A paixão, aos 18, pela Ângela, de 14

E foi assim:

É o quarto dos seis irmãos nascidos e criados pelo casal José e Rosalina, de Valbom [Gondomar] . Na escola, o Dionísio entrou directamente para a 2ª classe, uma vez que já sabia ler.

Com oito anos já trabalhava de manhã num ourives, onde ganhava 5$00 por semana. À tarde frequentava a escola.

Aos 12 anos entrou para a Fundição Herculano [Azevedo], no sector dos componentes eléctricos.

Aos 18 anos apaixonou-se pela Ângela, com quem namorava às escondidas, em virtude de ela só ter 15 anos. Um ano depois, já farto de andar a esconder o condicionado namoro, resolveu ir falar com o futuro sogro, um homem analfabeto mas de palavras muito sábias. Aproveitando um bom momento das suas relações, atirou:

– Senhor Zé, tenho uma coisa para lhe dizer, mas até me custa falar.

– Desembucha, rapaz. Sabes que até gosto de te ouvir – respondeu.

– Ando a namorar com a sua filha há um ano, sei que ela é muito nova, mas queria que me autorizasse a namorá-la à frente de toda a gente. – disse o Dionísio.

–Olha, rapaz: cada um que trate de si, porque eu já estou servido há muito tempo.

E foi assim que namorou 8 anos com a mulher que escolheu e que, ainda hoje, ama e admira.

Em Julho de 1964 foi à Inspecção.
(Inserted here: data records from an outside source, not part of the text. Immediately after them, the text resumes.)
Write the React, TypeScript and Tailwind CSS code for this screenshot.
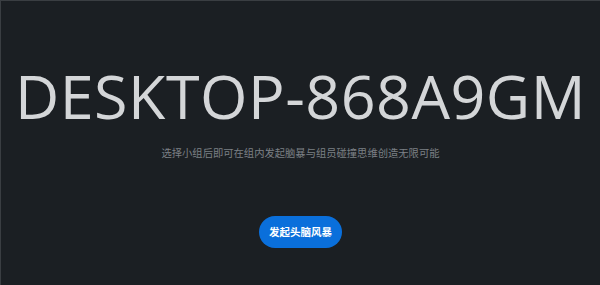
export default function App() {
  return (
    <div className="flex h-[285px] w-[600px] flex-col items-center border-t border-l border-[#3a3e42] bg-[#1b1f23]">
      <h1 className="mt-[57px] text-[61px] font-normal leading-[76px] tracking-[0.5px] text-[#d4d6d8] [font-family:'Open_Sans',sans-serif]">
        DESKTOP-868A9GM
      </h1>
      <p className="mt-[12px] text-[10.3px] leading-[14px] text-[#7c8085] [font-family:'Noto_Sans_CJK_SC',sans-serif]">
        选择小组后即可在组内发起脑暴与组员碰撞思维创造无限可能
      </p>
      <button className="mt-[56px] h-[32px] rounded-full bg-[#0a6fdb] px-[10px] text-[10.5px] font-bold text-white [font-family:'Noto_Sans_CJK_SC',sans-serif]">
        发起头脑风暴
      </button>
    </div>
  );
}
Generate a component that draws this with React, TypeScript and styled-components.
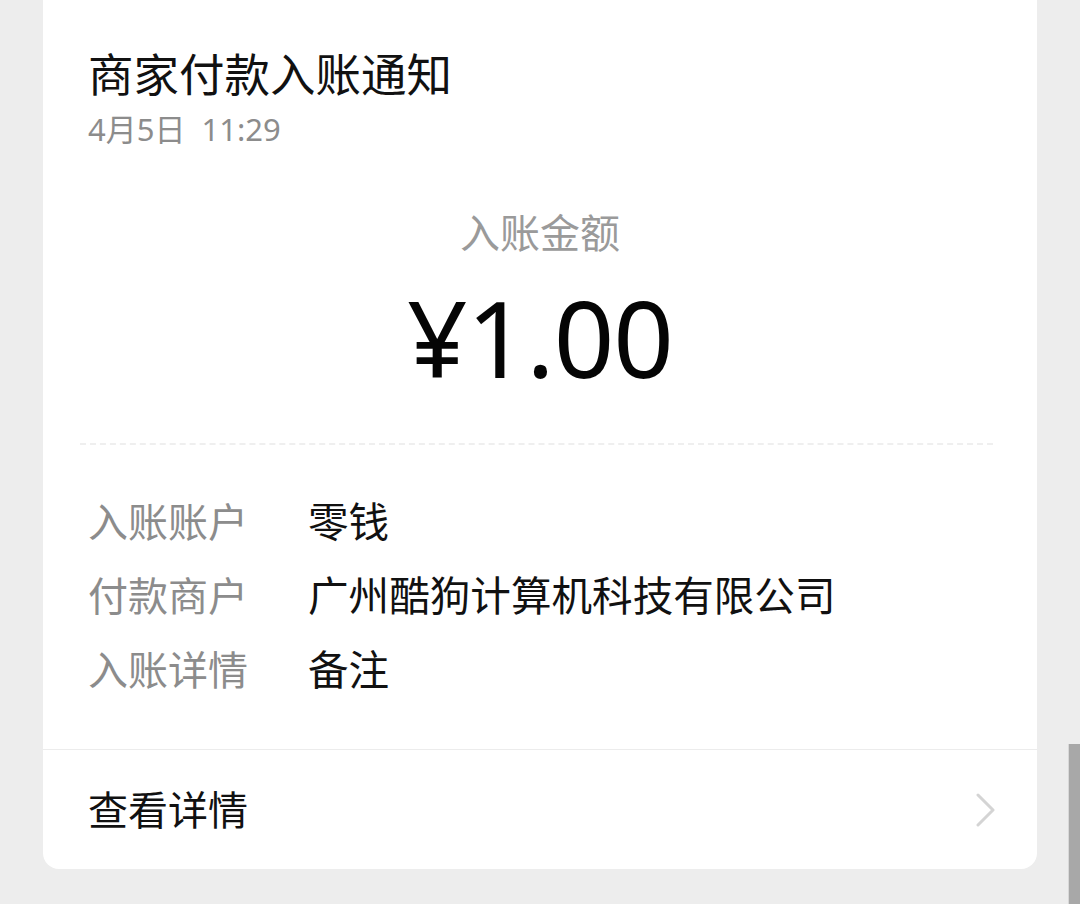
import React from "react";
import styled, { createGlobalStyle } from "styled-components";

const GlobalStyle = createGlobalStyle`
  html, body {
    margin: 0;
    padding: 0;
    background: #ededed;
  }
  body {
    font-family: "Noto Sans", "Noto Sans CJK SC", sans-serif;
    -webkit-font-smoothing: antialiased;
  }
`;

interface Detail {
  label: string;
  value: string;
}

const details: Detail[] = [
  { label: "入账账户", value: "零钱" },
  { label: "付款商户", value: "广州酷狗计算机科技有限公司" },
  { label: "入账详情", value: "备注" },
];

const ChevronRight = () => (
  <svg width="22" height="34" viewBox="0 0 22 34" fill="none">
    <path d="M3 2 L18 17 L3 32" stroke="#d4d4d4" strokeWidth="3" strokeLinecap="round" strokeLinejoin="round" />
  </svg>
);

const App = () => {
  return (
    <Page>
      <GlobalStyle />
      <Card>
        <Header>
          <Title>商家付款入账通知</Title>
          <DateText>4月5日&nbsp;&nbsp;11:29</DateText>
        </Header>
        <AmountBlock>
          <AmountLabel>入账金额</AmountLabel>
          <Amount>¥1.00</Amount>
        </AmountBlock>
        <DashedLine />
        <DetailList>
          {details.map((d) => (
            <DetailRow key={d.label}>
              <DetailLabel>{d.label}</DetailLabel>
              <DetailValue>{d.value}</DetailValue>
            </DetailRow>
          ))}
        </DetailList>
        <Footer>
          <FooterText>查看详情</FooterText>
          <ChevronRight />
        </Footer>
      </Card>
      <ScrollThumb />
    </Page>
  );
};

const Page = styled.div`
  position: relative;
  min-height: 904px;
  padding: 0 43px;
  overflow: hidden;
  box-sizing: border-box;
`;

const Card = styled.div`
  background: #ffffff;
  border-radius: 16px;
  margin-top: -16px;
  display: flex;
  flex-direction: column;
`;

const Header = styled.div`
  display: flex;
  flex-direction: column;
  padding: 62px 45px 0;
`;

const Title = styled.div`
  font-size: 45.5px;
  line-height: 56px;
  color: #111111;
`;

const DateText = styled.div`
  font-size: 31px;
  line-height: 40px;
  color: #8c8c8c;
  margin-top: 7px;
`;

const AmountBlock = styled.div`
  display: flex;
  flex-direction: column;
  align-items: center;
  padding-top: 59px;
`;

const AmountLabel = styled.div`
  font-size: 40px;
  line-height: 50px;
  color: #9a9a9a;
`;

const Amount = styled.div`
  font-family: "Noto Sans", sans-serif;
  font-size: 106px;
  line-height: 130px;
  letter-spacing: -1px;
  color: #050505;
  margin-top: 14px;
`;

const DashedLine = styled.div`
  margin: 41px 44px 0 37px;
  border-top: 2px dashed #efefef;
`;

const DetailList = styled.div`
  display: flex;
  flex-direction: column;
  padding: 52px 45px 54px;
  gap: 24px;
`;

const DetailRow = styled.div`
  display: grid;
  grid-template-columns: 220px 1fr;
  align-items: center;
  font-size: 40px;
  line-height: 50px;
`;

const DetailLabel = styled.div`
  color: #8c8c8c;
`;

const DetailValue = styled.div`
  color: #111111;
  font-size: 40.6px;
`;

const Footer = styled.div`
  height: 119px;
  border-top: 1px solid #ececec;
  display: flex;
  align-items: center;
  justify-content: space-between;
  padding: 0 40px 0 45px;
`;

const FooterText = styled.div`
  font-size: 40px;
  line-height: 50px;
  color: #111111;
`;

const ScrollThumb = styled.div`
  position: absolute;
  right: 0;
  top: 744px;
  width: 11px;
  height: 170px;
  background: #a8a8a8;
  border-left: 1px solid #d8d8d8;
`;

export default App;
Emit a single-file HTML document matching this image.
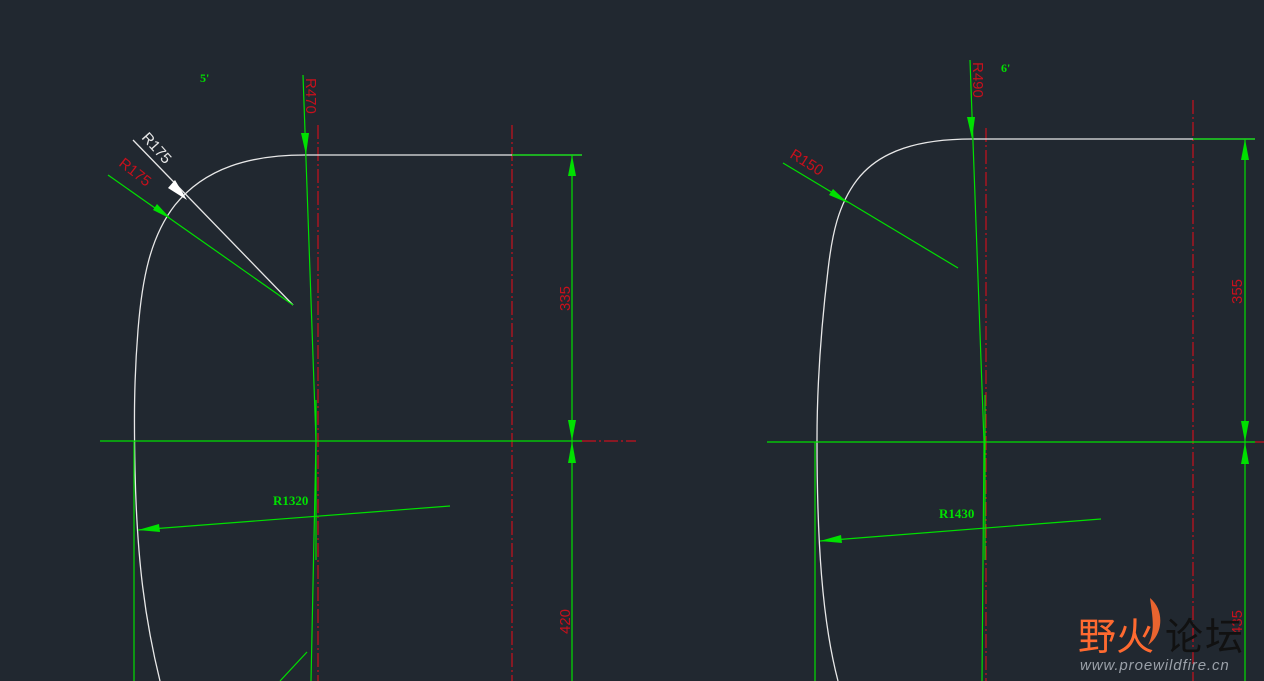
<!DOCTYPE html>
<html><head><meta charset="utf-8"><style>
html,body{margin:0;padding:0;background:#212830;width:1264px;height:681px;overflow:hidden}
svg{display:block}
.g{stroke:#00e000;stroke-width:1.2;fill:none}
.w{stroke:#e8e8e8;stroke-width:1.3;fill:none}
.r{stroke:#c8101c;stroke-width:1.2;fill:none;stroke-dasharray:14 3 2 3}
.rt{fill:#c8101c;font-family:"Liberation Sans",sans-serif;font-size:15px}
.gt{fill:#00e000;font-family:"Liberation Serif",serif;font-size:13px;font-weight:bold}
</style></head><body>
<svg width="1264" height="681" viewBox="0 0 1264 681">
<!-- LEFT -->
<line class="r" x1="318" y1="125" x2="318" y2="681"/>
<line class="r" x1="512" y1="125" x2="512" y2="681"/>
<line class="r" x1="582" y1="441" x2="636" y2="441"/>
<path class="w" d="M582,155 L305,155 C250,155 205,168 175,205 C150,237 142,280 138,330 C134,380 134,420 135,470 C137,560 145,620 160,681"/>
<line class="g" x1="100" y1="441" x2="582" y2="441"/>
<line class="g" x1="134" y1="441" x2="134" y2="681"/>
<line class="g" x1="572" y1="155" x2="572" y2="681"/>
<line class="g" x1="512" y1="155" x2="582" y2="155"/>
<polygon points="572,155 568,176 576,176" fill="#00e000"/>
<polygon points="572,441 568,420 576,420" fill="#00e000"/>
<polygon points="572,441 568,463 576,463" fill="#00e000"/>
<polyline class="g" points="303,75 316,441 311,681"/>
<line class="g" x1="316" y1="400" x2="316" y2="560"/>
<polygon points="306,155 301,133 309,133" fill="#00e000"/>
<line class="w" x1="133" y1="140" x2="293" y2="305"/>
<polygon points="187,200 168,188 175,180" fill="#fff"/>
<line class="g" x1="108" y1="175" x2="293" y2="305"/>
<polygon points="171,219 153,210 157,204" fill="#00e000"/>
<line class="g" x1="138" y1="530" x2="450" y2="506"/>
<polygon points="138,530 159,524 160,532" fill="#00e000"/>
<line class="g" x1="307" y1="652" x2="280" y2="681"/>
<text class="rt" transform="translate(306,78) rotate(90)">R470</text>
<text class="rt" style="fill:#e8e8e8" transform="translate(141,138) rotate(48)">R175</text>
<text class="rt" transform="translate(118,165) rotate(38)">R175</text>
<text class="rt" transform="translate(570,311) rotate(-90)">335</text>
<text class="rt" transform="translate(570,634) rotate(-90)">420</text>
<text class="gt" x="273" y="505">R1320</text>
<text class="gt" x="200" y="82" style="font-size:12px">5'</text>
<!-- RIGHT -->
<line class="r" x1="986" y1="128" x2="986" y2="681"/>
<line class="r" x1="1193" y1="100" x2="1193" y2="681"/>
<line class="r" x1="1255" y1="442" x2="1264" y2="442"/>
<path class="w" d="M1255,139 L972,139 C920,139 880,150 857,180 C838,205 832,235 828,270 C822,320 817,380 817,440 C817,540 822,620 838,681"/>
<line class="g" x1="767" y1="442" x2="1255" y2="442"/>
<line class="g" x1="815" y1="442" x2="815" y2="681"/>
<line class="g" x1="1245" y1="139" x2="1245" y2="681"/>
<line class="g" x1="1193" y1="139" x2="1255" y2="139"/>
<polygon points="1245,139 1241,160 1249,160" fill="#00e000"/>
<polygon points="1245,442 1241,421 1249,421" fill="#00e000"/>
<polygon points="1245,442 1241,464 1249,464" fill="#00e000"/>
<polyline class="g" points="970,60 984,442 982,681"/>
<line class="g" x1="985" y1="395" x2="985" y2="560"/>
<polygon points="972,139 967,117 975,117" fill="#00e000"/>
<line class="g" x1="783" y1="163" x2="958" y2="268"/>
<polygon points="848,203 829,195 833,189" fill="#00e000"/>
<line class="g" x1="820" y1="541" x2="1101" y2="519"/>
<polygon points="820,541 841,535 842,543" fill="#00e000"/>
<text class="rt" transform="translate(973,62) rotate(90)">R490</text>
<text class="rt" transform="translate(789,157) rotate(32)">R150</text>
<text class="rt" transform="translate(1242,304) rotate(-90)">355</text>
<text class="rt" transform="translate(1242,635) rotate(-90)">435</text>
<text class="gt" x="939" y="518">R1430</text>
<text class="gt" x="1001" y="72" style="font-size:12px">6'</text>
<!-- watermark -->
<path d="M1150,598 C1165,610 1163,635 1148,645 C1156,630 1152,615 1150,598 Z" fill="#ff6a30" opacity="0.9"/>
<text x="1078" y="650" font-family="'Liberation Sans','Noto Sans CJK SC',sans-serif" font-size="38" fill="#ff6a30">野火</text>
<text x="1165" y="650" font-family="'Liberation Sans','Noto Sans CJK SC',sans-serif" font-size="38" fill="#111" letter-spacing="2">论坛</text>
<text x="1080" y="670" font-family="'Liberation Sans',sans-serif" font-size="15" font-style="italic" fill="#9aa0a8" letter-spacing="0.9">www.proewildfire.cn</text>
</svg>
</body></html>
Recorda ter sentido alguma revolta quando verificou que o colega da escola primária, Júlio Sousa, o “Matulão”, filho do patrão Albino, das Indústrias de marcenaria, um destacado dirigente da União Nacional, ficou “Livre”, ao contrário dele, um “caga-tacos” à sua beira, que ficou “Apurado  para todo o Serviço Militar”. Ele, futuro engenheiro, abastado e disponível, ao contrário do Dionísio, que era pobre e amparo da mãe e de dois irmãos menores.

Foi para Espinho (GACA 3) em 25 de Outubro de 1965. Confessou que teve um aspirante que o tratava muito bem e que odiava um tal tenente  Grilo, que o castigara injustamente. Fez ali a escola de cabos e seguiu para os Comandos de Amadora. Aqui também mereceu alguns castigos, que o forçavam a apoiar o Refeitório. Porém, o Cabo do Rancho acabou por o rejeitar devido ao prejuízo que dava. Dali seguiu para Lamego, onde formaram a 3ª Companhia de Comandos.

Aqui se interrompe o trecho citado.